Tehani, 22, is the first-year girls varsity coach for the Falcons, who are off to a 6-0 start to lead the O'ahu Interscholastic Association Eastern Division.

"Very challenging," said Tamari of having big sister watching over her. "You gotta work the hardest."

Her coach concurs.

"I'm hard on her, just like my mom used to coach when I was playing for her," said Tehani, whose mother is Kamehameha girls coach Joey Akeo Miyashiro, also a former Wahine player. "She has to work as hard as everyone else, if not harder."

But there is no crossing under the net at home. Most of the game stays on the court or during the ride home to Kane'ohe.

"When I'm home, I'm just her sister because I know that home is not really the place to bring a whole lot of things that I want to talk to her about," Tehani said. "I know that there's a time and place for everything because when my mom was coaching me or my dad would come home with me, taking me home in the car, (they) would talk my ear off about the game.

"I know my boundaries that I need to keep. If it's a major, major thing, I'll talk to her about it. But the other thing is we gotta have peace at home."

Nonetheless, advice, or "lectures" as she puts it, comes to Tamari in surround sound. Besides her sister, her mother offers advice; Joey coaches Tamari's Kilohana club team in the offseason.

Also, her father is Kalani athletic director Gordon Miyashiro, a former football coach whose athletic notoriety came as an all-star offensive lineman for the Farrington Governors in the late 1960s. Even he offers advice.

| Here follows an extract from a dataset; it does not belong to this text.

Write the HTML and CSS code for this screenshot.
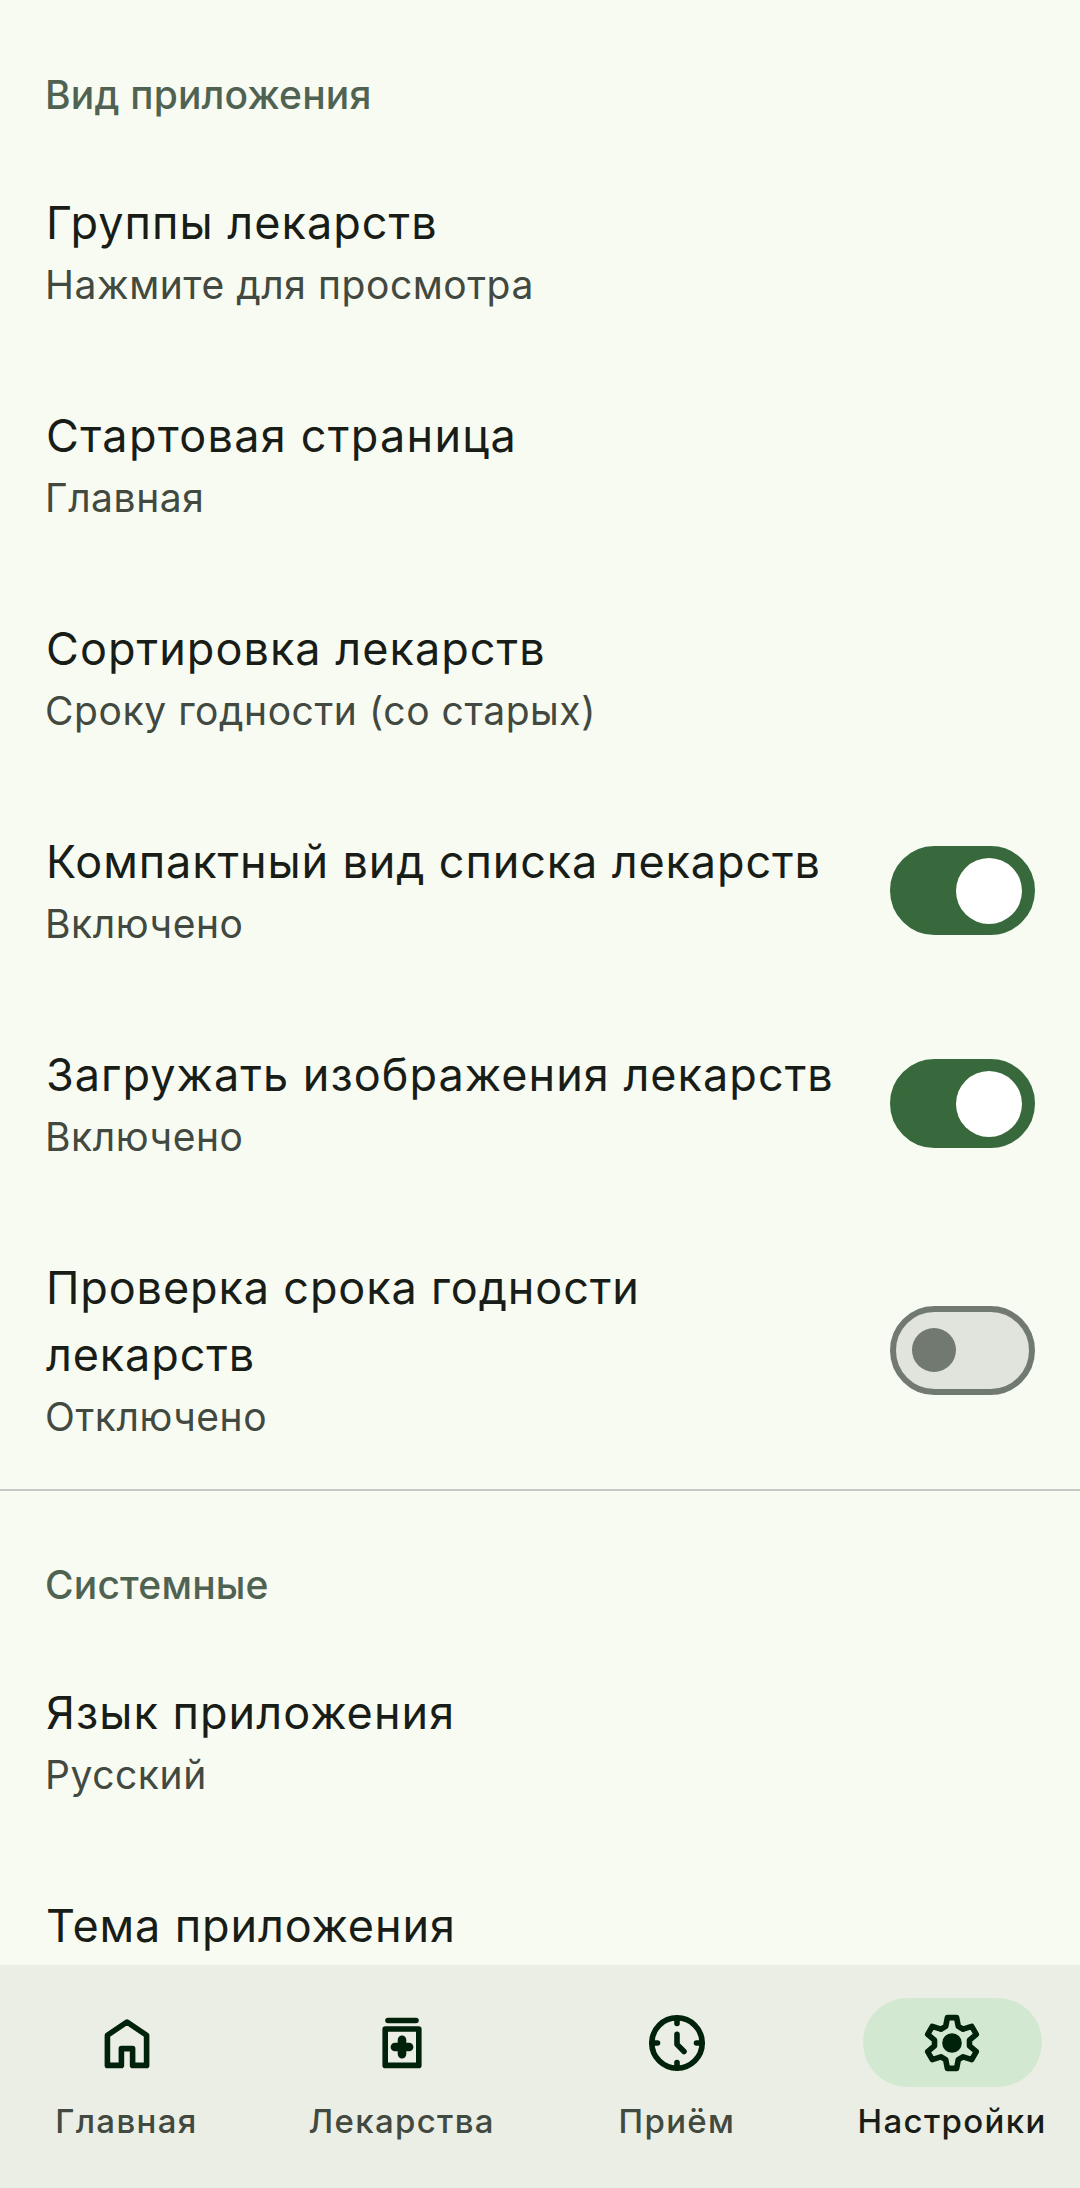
FILE: index.html
```html
<!DOCTYPE html>
<html lang="ru">
<head>
<meta charset="utf-8">
<title>Настройки</title>
<link rel="stylesheet" href="styles.css">
</head>
<body>
<main class="settings">
  <section class="group">
    <h2 class="group-title">Вид приложения</h2>
    <div class="item"><div class="text"><div class="title">Группы лекарств</div><div class="value">Нажмите для просмотра</div></div></div>
    <div class="item"><div class="text"><div class="title wide">Стартовая страница</div><div class="value">Главная</div></div></div>
    <div class="item"><div class="text"><div class="title">Сортировка лекарств</div><div class="value">Сроку годности (со старых)</div></div></div>
    <div class="item"><div class="text"><div class="title snug">Компактный вид списка лекарств</div><div class="value">Включено</div></div><div class="switch on"><span class="thumb"></span></div></div>
    <div class="item"><div class="text"><div class="title">Загружать изображения лекарств</div><div class="value">Включено</div></div><div class="switch on"><span class="thumb"></span></div></div>
    <div class="item"><div class="text"><div class="title snug">Проверка срока годности лекарств</div><div class="value">Отключено</div></div><div class="switch"><span class="thumb"></span></div></div>
  </section>
  <section class="group">
    <h2 class="group-title">Системные</h2>
    <div class="item"><div class="text"><div class="title">Язык приложения</div><div class="value">Русский</div></div></div>
    <div class="item"><div class="text"><div class="title snug">Тема приложения</div></div></div>
  </section>
</main>
<nav class="nav">
  <a class="tab">
    <span class="pill"><svg class="icon" viewBox="-34 -34 68 68"><path d="M-19.6 22.4V-7.8L0-21 19.6-7.8V22.4H5.6V5.6H-5.6V22.4Z"/></svg></span>
    <span class="label">Главная</span>
  </a>
  <a class="tab">
    <span class="pill"><svg class="icon" viewBox="-34 -34 68 68"><path d="M-14-22.5H14M-16.8-14H16.8V22.4H-16.8Z"/><path class="cross" d="M0-3.1V11.1M-7.1 4H7.1"/></svg></span>
    <span class="label">Лекарства</span>
  </a>
  <a class="tab">
    <span class="pill"><svg class="icon" viewBox="-34 -34 68 68"><circle r="25.2"/><path d="M0-25V-19.5M0 25V19.5M-25 0H-19.5M25 0H19.5M0-8.7V1.4L7 8.5"/></svg></span>
    <span class="label">Приём</span>
  </a>
  <a class="tab active">
    <span class="pill"><svg class="icon" viewBox="-34 -34 68 68"><path d="M-6.3-16.6-4.6-25.4H4.6L6.3-16.6 11.2-13.8 19.7-16.7 24.3-8.7 17.5-2.8V2.8L24.3 8.7 19.7 16.7 11.2 13.8 6.3 16.6 4.6 25.4H-4.6L-6.3 16.6-11.2 13.8-19.7 16.7-24.3 8.7-17.5 2.8V-2.8L-24.3-8.7-19.7-16.7-11.2-13.8Z"/><circle class="hub" r="9.8"/></svg></span>
    <span class="label">Настройки</span>
  </a>
</nav>
</body>
</html>
```
FILE: styles.css
```css
* { box-sizing: border-box; }
body { margin: 0; height: 2188px; overflow: hidden; display: flex; flex-direction: column; background: #f8fbf2; color: #191d17; font-family: Inter, "Noto Sans", sans-serif; }
.settings { flex: 1; min-height: 0; overflow: hidden; }
.group { padding-top: 67px; }
.group + .group { padding-top: 66px; border-top: 2px solid #c6cac6; }
.group-title { margin: 0 0 21px; padding: 0 45px; font-size: 39px; line-height: 56px; font-weight: 500; letter-spacing: 0.18px; color: #506352; }
.item { display: flex; align-items: center; padding: 45px 45px 43px; }
.text { flex: 1; }
.title { padding-left: 1px; font-size: 45px; line-height: 67px; letter-spacing: 1.03px; }
.title.snug { letter-spacing: 0.87px; }
.title.wide { letter-spacing: 1.27px; }
.value { font-size: 39px; line-height: 58px; letter-spacing: 0.56px; color: #424940; }
.switch { flex: none; width: 145px; height: 89px; margin-left: 45px; border: 6px solid #727971; border-radius: 45px; background: #e1e4dc; display: flex; align-items: center; padding: 0 16px; }
.thumb { width: 44px; height: 44px; border-radius: 50%; background: #727971; }
.switch.on { background: #38693c; border-color: #38693c; justify-content: flex-end; padding: 0 7px; }
.switch.on .thumb { width: 66px; height: 66px; background: #fff; }
.nav { flex: none; height: 223px; background: #ebeee5; display: grid; grid-template-columns: repeat(4, 253px); column-gap: 22.2px; padding-top: 33px; }
.tab { display: flex; flex-direction: column; align-items: center; gap: 12px; color: #424940; }
.pill { width: 179px; height: 89px; border-radius: 45px; display: flex; align-items: center; justify-content: center; color: #00210a; }
.icon { width: 68px; height: 68px; fill: none; stroke: currentColor; stroke-width: 5.6; stroke-linecap: round; stroke-linejoin: round; }
.icon .cross { stroke-width: 8.6; }
.icon .hub { fill: currentColor; stroke: none; }
.label { font-size: 33px; line-height: 45px; font-weight: 500; letter-spacing: 1.35px; white-space: nowrap; }
.active { color: #191d17; }
.active .pill { background: #d3e8d0; }
```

"The non-volleyball player," mused Tamari.

But constructive advice, says her mother.

"He's been a coach all his life, so he sees things the two of us might miss," Joey said. "There are a lot of similarities (in coaching different sports), such as the concept of teaching."

Tamari isn't the only Miyashiro sibling getting advice. When Joey's Warriors aren't playing — and when her son Ainoa, a sophomore starting setter for Kamehameha's boys' varsity, is not playing — she will sit behind her daughter at matches. Tehani said that gives her some peace of mind as she tries to navigate through her first season as coach. But when asked if she turns to her mother for pointers, she said she doesn't have to.

"She's more willing to give to me," said Tehani with a laugh.

One of the things Tehani said she learned from her mother was composure on the bench. Tehani, who admits she misses the competitiveness of playing, said she was a bit high-strung coaching her first match.

"I was thinking I had to be the motivator," Tehani said. "If you looked at me the first game and (the Oct. 1) game, I was a total different person."

Joey said Tehani has potential in the coaching field.

"She has a good head for coaching," said Mom. "Her vision is real wide. I didn't have that vision when I was her age and started coaching."

Yet, all of this came together by accident. Gordon had two potential candidates fall through for the job opening. With time running out, he literally went in-house to solve the problem. And "no" was not an option.

"One day, he asked me — well, he really didn't ask me — he said, 'You're going to coach, OK?' " Tehani said with a laugh.

Ironically, it was just three seasons ago that Joey was coaching the Falcons before leaving to take over at Kamehameha last year. Tamari, then a sixth-grader, was shagging balls for her mom's team.

Tehani said that she had hoped to play volleyball professionally after her career at UH, which was cut short after two seasons. But now she has an 18-month-old son, Tausili, to care for, a job as a counselor at an outpatient drug and alcohol treatment program at Kalaheo High, and a college degree to complete. She took off from school to coach this semester, but plans to return next semester.

"If things go well, hopefully, I'll be coaching at the collegiate level," she said.